One thing I noticed is that Finn, Niemeier and the unnamed “friend” of this blog are all upset that Timothy Zahn’s Star Wars tie-in Thrawn: Treason was not nominated. Now I have to admit that this is surprising. Okay, so Grand Admiral Thrawn never did much for me, even though I read the original Thrawn trilogy like pretty much every other Star Wars deprived fan back in 1991. But I know that Thrawn is a beloved character and the blurb for Thrawn: Treason actually sounds pretty interesting, so the novel’s absence from the Dragon Award ballot is unexpected. Maybe Timothy Zahn declined the nomination or maybe Star Wars fandom has simply moved on – after all, the original Thrawn trilogy came out almost thirty years ago. A whole generation of fans has grown up since them, for whom Thrawn simply won’t have the same meaning he had for someone who read the trilogy back in 1991, when it was the first new Star Wars in several years.
In his analysis of the 2020 Dragon Award ballot, Camestros Felapton also points out with lots of diagrams and data that the 2020 ballot did not happen in a vacuum, but that the Dragon Awards have been steadily moving into a more mainstream direction , as they became better known and people other than the initial supporters started nominating and voting.
In fact, the corona pandemic might even have exarcerbated this trend, because with Dragon Con going virtual, people may be paying attention, who would never have gone to the physical con due to it happening in Atlanta, Georgia. Dragon Con partnering with the Fulton County library system to promote the awards might also have helped.

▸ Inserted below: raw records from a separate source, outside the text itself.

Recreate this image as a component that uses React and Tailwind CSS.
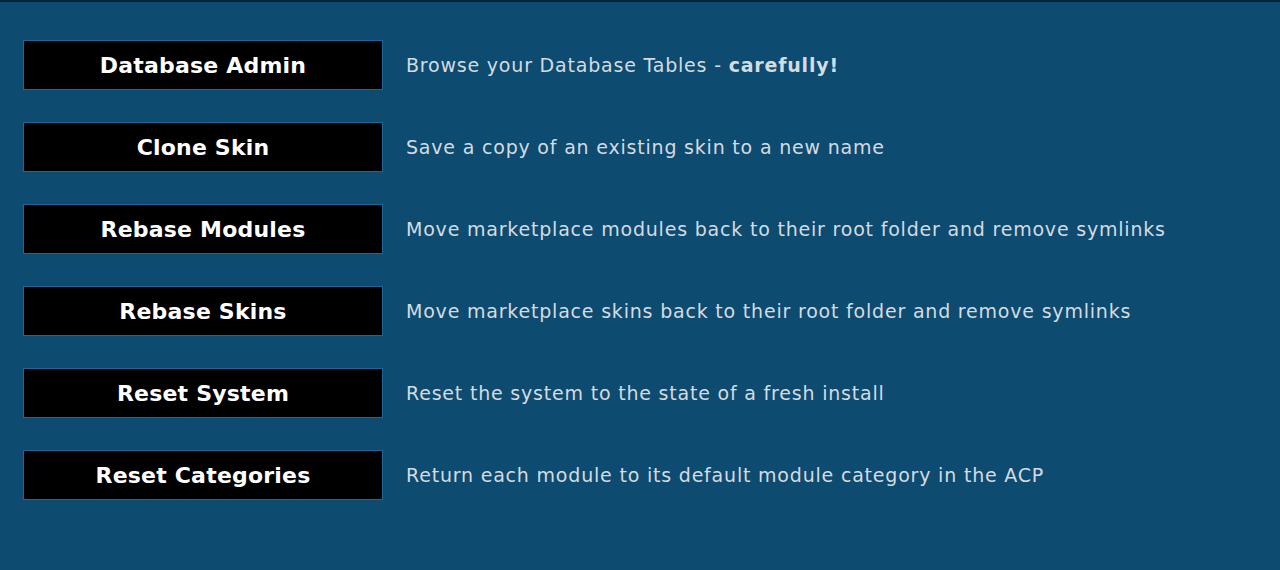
const rows = [
  { label: "Database Admin", desc: "Browse your Database Tables - ", bold: "carefully!" },
  { label: "Clone Skin", desc: "Save a copy of an existing skin to a new name" },
  { label: "Rebase Modules", desc: "Move marketplace modules back to their root folder and remove symlinks" },
  { label: "Rebase Skins", desc: "Move marketplace skins back to their root folder and remove symlinks" },
  { label: "Reset System", desc: "Reset the system to the state of a fresh install" },
  { label: "Reset Categories", desc: "Return each module to its default module category in the ACP" },
];

export default function App() {
  return (
    <div
      className="w-[1280px] h-[570px] bg-[#0d4b70] border-t-2 border-[#07263a] overflow-hidden"
      style={{ fontFamily: '"DejaVu Sans", Verdana, sans-serif' }}
    >
      <div className="flex flex-col gap-[32px] pt-[38px] pl-[23px]">
        {rows.map((r) => (
          <div key={r.label} className="flex items-center">
            <button className="w-[360px] h-[50px] bg-black border border-[#1b679a] text-white font-bold text-[22px] tracking-[0.2px] flex items-center justify-center">
              {r.label}
            </button>
            <p className="ml-[23px] text-[19px] tracking-[0.8px] text-[#d4dbe1]">
              {r.desc}
              {r.bold && <b className="font-bold">{r.bold}</b>}
            </p>
          </div>
        ))}
      </div>
    </div>
  );
}
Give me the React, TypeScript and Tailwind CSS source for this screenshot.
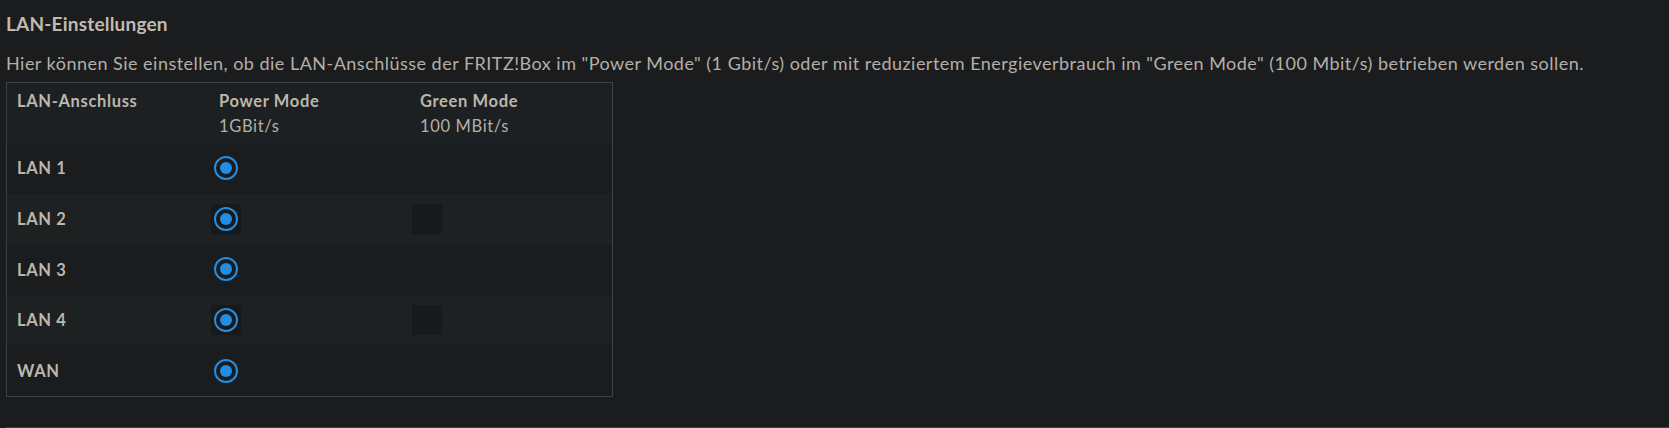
import React from "react";

const ports = ["LAN 1", "LAN 2", "LAN 3", "LAN 4", "WAN"];

const RadioCell = ({ checked, striped }: { checked: boolean; striped: boolean }) => {
  return (
    <div className="flex items-center pl-[2px]">
      <div
        className={
          "w-[30px] h-[30px] flex items-center justify-center " +
          (striped ? "bg-[#18191a]" : "bg-transparent")
        }
      >
        {checked && (
          <div className="w-[24px] h-[24px] rounded-full border-[2.5px] border-[#238de3] flex items-center justify-center">
            <div className="w-[12px] h-[12px] rounded-full bg-[#238de3]" />
          </div>
        )}
      </div>
    </div>
  );
};

const App = () => {
  return (
    <div className="min-h-screen bg-[#1b1c1e] pl-[6px] font-['Lato',sans-serif] text-[#b5afa6]">
      <h2 className="pt-[12px] text-[19px] leading-[24px] font-bold tracking-[0.2px] text-[#c0bab1]">
        LAN-Einstellungen
      </h2>
      <p className="mt-[15px] text-[18px] leading-[24px] tracking-[0.48px]">
        Hier können Sie einstellen, ob die LAN-Anschlüsse der FRITZ!Box im "Power Mode" (1 Gbit/s) oder mit
        reduziertem Energieverbrauch im "Green Mode" (100 Mbit/s) betrieben werden sollen.
      </p>

      <div className="mt-[7px] w-[607px] border border-[#3d4144] bg-[#1b1c1e]">
        <div className="grid grid-cols-[202px_201px_1fr] h-[60px] bg-[#1d2022] text-[16.5px] leading-[25px] tracking-[0.65px] pt-[6px]">
          <div className="pl-[10px] font-bold text-[#bcb6ad]">LAN-Anschluss</div>
          <div className="pl-[10px]">
            <div className="font-bold text-[#bcb6ad]">Power Mode</div>
            <div>1GBit/s</div>
          </div>
          <div className="pl-[10px]">
            <div className="font-bold text-[#bcb6ad]">Green Mode</div>
            <div>100 MBit/s</div>
          </div>
        </div>

        {ports.map((port, i) => {
          const striped = i % 2 === 1;
          return (
            <div
              key={port}
              className={
                "grid grid-cols-[202px_201px_1fr] h-[50.6px] " +
                (striped ? "bg-[#1e2122]" : "bg-[#1b1c1e]")
              }
            >
              <div className="flex items-center pl-[10px] pt-[1px] text-[16.5px] tracking-[0.65px] font-bold text-[#bcb6ad]">
                {port}
              </div>
              <RadioCell checked={true} striped={striped} />
              <RadioCell checked={false} striped={striped} />
            </div>
          );
        })}
      </div>

      <div className="mt-[30px] border-t border-[#3e4042]" />
    </div>
  );
};

export default App;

So in short, there is no conspiracy. Just the award becoming better known, which is a good thing, for the Dragon Awards, Dragon Con and also for the early winners and finalists, because having won/been shortlisted for a respected award is certainly better than having won/been shortlisted for a failed experiment.
Would we still be talking about They’d Rather Be Right by Mark Clifton and Frank Riley, if it hadn’t won the second ever Hugo for Best Novel? Even if no one has anything good to say about that book and it’s generally regarded as the worst Hugo winner of all time, at least we’re still talking about it.
Which is probably why two other previous Dragon Award winners from the sad puppy camp, Larry Correia and Brad Torgersen, actually seem to be pretty satisfied with this year’s Dragon Award ballot (which apparently they’ve been telling the world on Facebook, where I can’t see it), even though I suspect that many of the finalists are no more to their tastes than they are to Niemeier’s or Finn’s. However, they know that as the Dragon Award becomes better known and gains more respect, it also positively reflects on their careers.
I’m keeping comments open for now, but if there’s trolling, I will shut them down.